# [Written instruction]
Would you pull out every line of the material that contains the string "this"?
:: Data shown ::
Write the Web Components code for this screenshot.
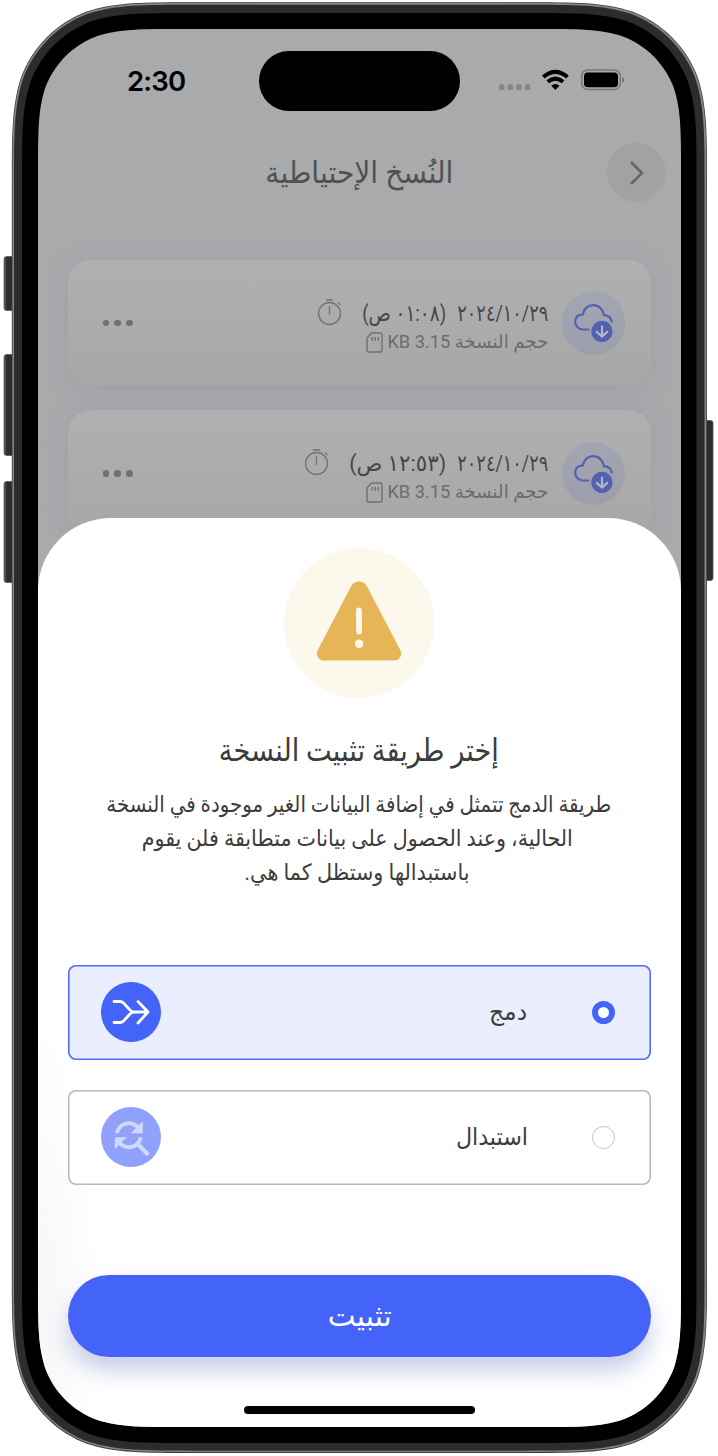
:::
:: Data shown ::
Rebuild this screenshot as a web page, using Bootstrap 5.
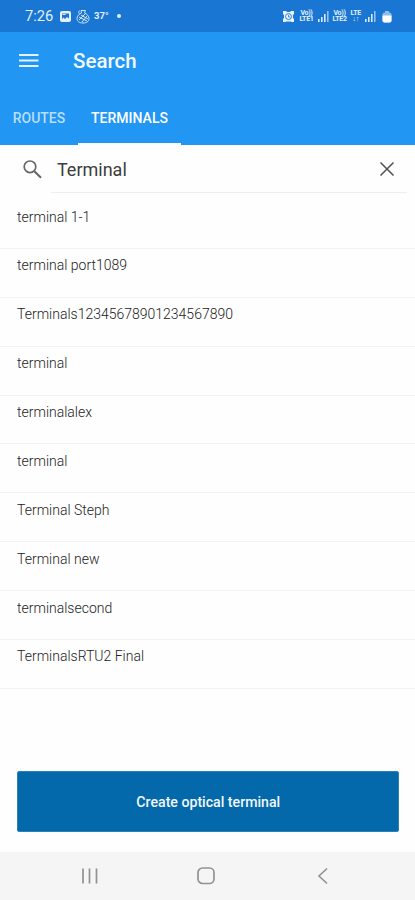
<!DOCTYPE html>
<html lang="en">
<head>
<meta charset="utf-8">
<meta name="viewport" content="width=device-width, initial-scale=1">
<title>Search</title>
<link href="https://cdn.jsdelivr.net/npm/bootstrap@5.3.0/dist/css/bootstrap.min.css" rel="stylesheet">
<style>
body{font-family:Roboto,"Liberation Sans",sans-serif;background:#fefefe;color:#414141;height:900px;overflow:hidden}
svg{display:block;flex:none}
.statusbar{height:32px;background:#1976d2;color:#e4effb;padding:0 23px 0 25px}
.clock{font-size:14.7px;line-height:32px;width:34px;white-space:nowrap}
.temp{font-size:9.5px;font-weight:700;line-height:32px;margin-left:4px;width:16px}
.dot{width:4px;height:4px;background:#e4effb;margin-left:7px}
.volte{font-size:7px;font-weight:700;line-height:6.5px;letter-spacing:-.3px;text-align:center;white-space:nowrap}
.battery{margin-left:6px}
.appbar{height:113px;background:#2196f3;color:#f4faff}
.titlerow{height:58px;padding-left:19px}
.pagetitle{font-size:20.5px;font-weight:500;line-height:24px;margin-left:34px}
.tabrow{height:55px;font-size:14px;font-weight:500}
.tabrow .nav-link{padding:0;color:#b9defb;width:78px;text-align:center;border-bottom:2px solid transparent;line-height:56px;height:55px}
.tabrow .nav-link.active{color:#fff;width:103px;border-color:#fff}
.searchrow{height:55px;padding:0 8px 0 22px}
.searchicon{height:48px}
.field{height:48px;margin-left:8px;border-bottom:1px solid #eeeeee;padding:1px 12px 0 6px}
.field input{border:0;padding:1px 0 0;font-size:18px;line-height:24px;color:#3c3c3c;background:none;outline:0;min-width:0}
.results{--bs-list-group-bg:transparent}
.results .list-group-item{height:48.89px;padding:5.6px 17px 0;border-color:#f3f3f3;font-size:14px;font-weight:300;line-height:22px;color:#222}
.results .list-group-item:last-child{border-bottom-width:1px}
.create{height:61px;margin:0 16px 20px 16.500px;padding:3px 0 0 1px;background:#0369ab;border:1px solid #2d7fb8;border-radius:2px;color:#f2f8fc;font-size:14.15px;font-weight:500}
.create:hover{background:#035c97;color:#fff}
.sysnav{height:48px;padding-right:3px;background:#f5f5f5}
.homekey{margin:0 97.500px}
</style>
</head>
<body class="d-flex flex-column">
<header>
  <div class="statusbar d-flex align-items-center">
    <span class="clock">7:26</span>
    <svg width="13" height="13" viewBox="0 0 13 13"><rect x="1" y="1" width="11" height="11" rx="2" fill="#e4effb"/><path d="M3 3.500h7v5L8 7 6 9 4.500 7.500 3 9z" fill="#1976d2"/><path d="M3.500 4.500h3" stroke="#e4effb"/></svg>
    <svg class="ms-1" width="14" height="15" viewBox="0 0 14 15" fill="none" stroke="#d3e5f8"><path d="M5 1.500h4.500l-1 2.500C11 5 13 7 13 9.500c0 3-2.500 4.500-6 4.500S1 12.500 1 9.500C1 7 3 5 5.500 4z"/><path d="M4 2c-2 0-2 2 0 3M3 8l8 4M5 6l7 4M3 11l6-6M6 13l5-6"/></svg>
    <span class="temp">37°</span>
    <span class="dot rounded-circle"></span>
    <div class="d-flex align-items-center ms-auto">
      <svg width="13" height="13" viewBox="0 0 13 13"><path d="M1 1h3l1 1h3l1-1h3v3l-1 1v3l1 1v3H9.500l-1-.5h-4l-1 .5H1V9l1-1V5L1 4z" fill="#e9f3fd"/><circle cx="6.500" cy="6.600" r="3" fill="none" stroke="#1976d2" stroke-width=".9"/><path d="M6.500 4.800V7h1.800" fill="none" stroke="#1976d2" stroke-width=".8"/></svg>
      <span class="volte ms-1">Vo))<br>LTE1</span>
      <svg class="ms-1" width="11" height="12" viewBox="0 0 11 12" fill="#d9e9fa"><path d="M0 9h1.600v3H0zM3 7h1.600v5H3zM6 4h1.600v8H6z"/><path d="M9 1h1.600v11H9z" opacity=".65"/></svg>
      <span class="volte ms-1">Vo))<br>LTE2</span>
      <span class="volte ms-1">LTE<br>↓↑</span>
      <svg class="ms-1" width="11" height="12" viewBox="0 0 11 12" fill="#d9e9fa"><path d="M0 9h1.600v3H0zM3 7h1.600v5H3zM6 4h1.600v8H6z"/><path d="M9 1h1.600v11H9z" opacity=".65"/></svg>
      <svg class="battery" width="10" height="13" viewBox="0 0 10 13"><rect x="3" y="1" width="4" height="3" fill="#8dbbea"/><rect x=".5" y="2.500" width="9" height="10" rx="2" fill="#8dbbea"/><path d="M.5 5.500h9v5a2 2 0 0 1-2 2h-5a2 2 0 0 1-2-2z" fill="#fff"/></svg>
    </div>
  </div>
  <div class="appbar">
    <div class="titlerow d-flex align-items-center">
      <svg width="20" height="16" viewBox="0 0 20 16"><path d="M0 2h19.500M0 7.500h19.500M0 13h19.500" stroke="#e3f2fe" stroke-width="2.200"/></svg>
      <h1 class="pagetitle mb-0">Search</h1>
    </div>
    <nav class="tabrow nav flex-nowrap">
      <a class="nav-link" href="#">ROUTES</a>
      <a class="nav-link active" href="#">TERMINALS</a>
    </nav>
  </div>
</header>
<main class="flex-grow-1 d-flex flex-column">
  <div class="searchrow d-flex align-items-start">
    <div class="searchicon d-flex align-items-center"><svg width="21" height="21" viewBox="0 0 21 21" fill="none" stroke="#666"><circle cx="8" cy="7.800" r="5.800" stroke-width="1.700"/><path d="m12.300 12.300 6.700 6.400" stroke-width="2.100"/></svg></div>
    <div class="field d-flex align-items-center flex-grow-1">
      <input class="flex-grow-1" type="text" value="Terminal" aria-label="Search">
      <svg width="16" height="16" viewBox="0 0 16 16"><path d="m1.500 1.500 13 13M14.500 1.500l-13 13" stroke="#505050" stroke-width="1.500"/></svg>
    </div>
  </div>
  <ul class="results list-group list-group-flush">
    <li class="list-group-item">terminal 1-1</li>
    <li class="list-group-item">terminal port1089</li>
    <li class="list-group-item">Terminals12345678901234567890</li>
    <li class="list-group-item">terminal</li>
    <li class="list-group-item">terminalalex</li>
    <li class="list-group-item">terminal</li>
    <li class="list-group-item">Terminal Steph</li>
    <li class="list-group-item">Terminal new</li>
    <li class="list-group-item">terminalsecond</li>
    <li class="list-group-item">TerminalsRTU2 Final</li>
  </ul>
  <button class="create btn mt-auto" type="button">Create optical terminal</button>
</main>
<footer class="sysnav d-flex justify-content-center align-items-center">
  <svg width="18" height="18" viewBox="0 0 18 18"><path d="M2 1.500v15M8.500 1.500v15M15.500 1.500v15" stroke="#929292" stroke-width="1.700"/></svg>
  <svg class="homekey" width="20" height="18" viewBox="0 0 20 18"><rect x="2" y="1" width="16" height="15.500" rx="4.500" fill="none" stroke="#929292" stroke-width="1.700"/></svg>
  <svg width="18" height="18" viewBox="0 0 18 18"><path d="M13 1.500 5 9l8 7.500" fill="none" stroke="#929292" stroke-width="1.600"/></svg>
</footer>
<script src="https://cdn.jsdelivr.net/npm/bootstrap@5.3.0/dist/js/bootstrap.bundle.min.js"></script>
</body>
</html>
:::
# [Solution to the problem]
Write the Web Components code for this screenshot.
Rebuild this screenshot as a web page, using Bootstrap 5.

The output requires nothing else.